Aposentados forçados a sair, cidades falidas, bancos socorridos — seria como o que foi visto em 2008, mas com um lado de elevação dos oceanos.

A lição do subprime foi simples: negar a realidade não elimina o risco; apenas garante uma quebra mais forte.

MEDIDAS ANTI-BOLHA

A crise iminente não é um mistério, e as soluções também não. Pode-se tomar medidas agora mesmo para desarmar essa "bolha imobiliária climática" antes que ela estoure.

Em primeiro lugar, os formuladores de políticas podem exigir muito mais transparência sobre os riscos climáticos. Os compradores de imóveis têm o direito de saber se aquela casa de campo à beira-mar, com preços acessíveis, tem probabilidade de inundar.

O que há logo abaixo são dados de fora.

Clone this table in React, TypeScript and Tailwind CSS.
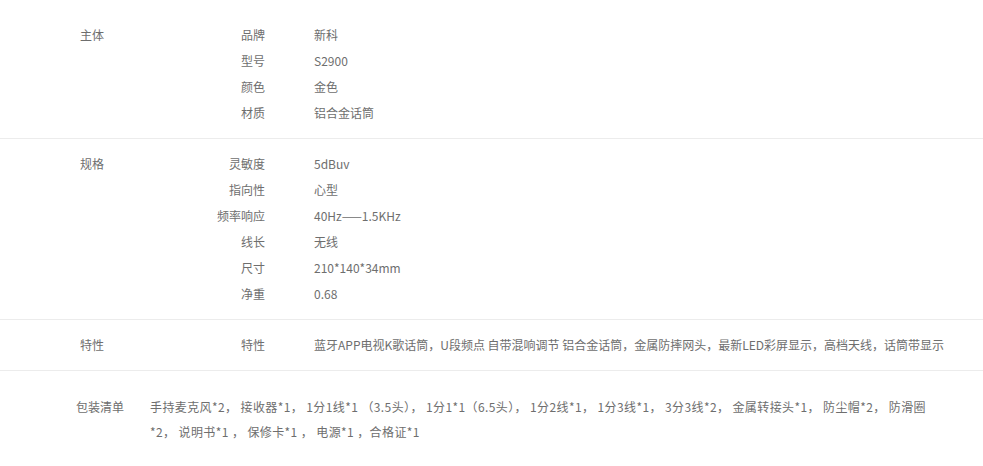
import React from "react";

type Group = { label: string; rows: [string, string][] };

const groups: Group[] = [
  {
    label: "主体",
    rows: [
      ["品牌", "新科"],
      ["型号", "S2900"],
      ["颜色", "金色"],
      ["材质", "铝合金话筒"],
    ],
  },
  {
    label: "规格",
    rows: [
      ["灵敏度", "5dBuv"],
      ["指向性", "心型"],
      ["频率响应", "40Hz——1.5KHz"],
      ["线长", "无线"],
      ["尺寸", "210*140*34mm"],
      ["净重", "0.68"],
    ],
  },
  {
    label: "特性",
    rows: [
      [
        "特性",
        "蓝牙APP电视K歌话筒，U段频点 自带混响调节 铝合金话筒，金属防摔网头，最新LED彩屏显示，高档天线，话筒带显示",
      ],
    ],
  },
];

export default function App() {
  return (
    <div
      className="w-[983px] h-[466px] bg-white text-[12px] text-[#6e6e6e] overflow-hidden"
      style={{ fontFamily: '"Noto Sans CJK SC", "Microsoft YaHei", sans-serif' }}
    >
      <div className="pt-[10px]">
        {groups.map((g) => (
          <div key={g.label} className="flex border-b border-[#ececec] py-[12px] leading-[26px]">
            <div className="w-[136px] pl-[80px] shrink-0">{g.label}</div>
            <div className="flex flex-col">
              {g.rows.map(([k, v]) => (
                <div key={k} className="flex">
                  <div className="w-[129px] text-right shrink-0">{k}</div>
                  <div className="pl-[49px] whitespace-nowrap">{v}</div>
                </div>
              ))}
            </div>
          </div>
        ))}
        <div className="flex pt-[23px] leading-[25px]">
          <div className="w-[150px] pl-[76px] shrink-0">包装清单</div>
          <div className="whitespace-nowrap tracking-[0.4px]">
            <div>
              手持麦克风*2， 接收器*1， 1分1线*1 （3.5头）， 1分1*1（6.5头）， 1分2线*1， 1分3线*1， 3分3线*2， 金属转接头*1， 防尘帽*2， 防滑圈
            </div>
            <div>*2， 说明书*1 ， 保修卡*1 ， 电源*1 ，合格证*1</div>
          </div>
        </div>
      </div>
    </div>
  );
}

Surpreendentemente, estados como a Flórida (com algumas das maiores supervalorizações) não exigem que os vendedores divulguem o risco de inundação aos compradores. Leis de divulgação obrigatória para riscos de inundação, incêndio e calor injetariam alguma realidade nos preços e afastariam algumas pessoas do perigo.

Em seguida, é necessário acabar com os incentivos perversos que estimulam a construção e reconstrução em zonas de desastre. Durante décadas, o governo dos EUA — por meio de seguros contra inundações baratos, auxílio em caso de desastre e investimentos em infraestrutura — socializou o risco climático, efetivamente pagando a conta de empreendimentos arriscados com o dinheiro do contribuinte.

O Programa Nacional de Seguro contra Inundações americano, por exemplo, historicamente cobrou taxas abaixo do mercado e acumulou US$ 20 bilhões em dívidas, exigindo repetidos resgates. Agora, a economia está caminhando para a precificação baseada em risco, o que é doloroso para os proprietários, mas absolutamente necessário para sinalizar onde é seguro (e não seguro) construir.

Da mesma forma, as autoridades poderiam tornar mais rigorosos os códigos de zoneamento e construção em áreas de alto risco, ou até mesmo proibir novas construções nas planícies de inundação e zonas de incêndio mais expostas. omo um ex-diretor da Agência Federal de Gestão de Emergências sugeriu sem rodeios: parem de oferecer seguros com garantia do governo para casas novas em zonas de inundação.

Paralelamente, bancos e órgãos reguladores devem levar a sério a integração do risco climático nas decisões de empréstimo. Isso pode significar exigir uma cobertura de seguro robusta (além dos padrões mínimos) para imóveis hipotecados, ajustar a relação empréstimo/valor ou os termos dos empréstimos em áreas de ultrarisco e incorporar dados climáticos aos modelos de subscrição ao avaliar carteiras de hipotecas.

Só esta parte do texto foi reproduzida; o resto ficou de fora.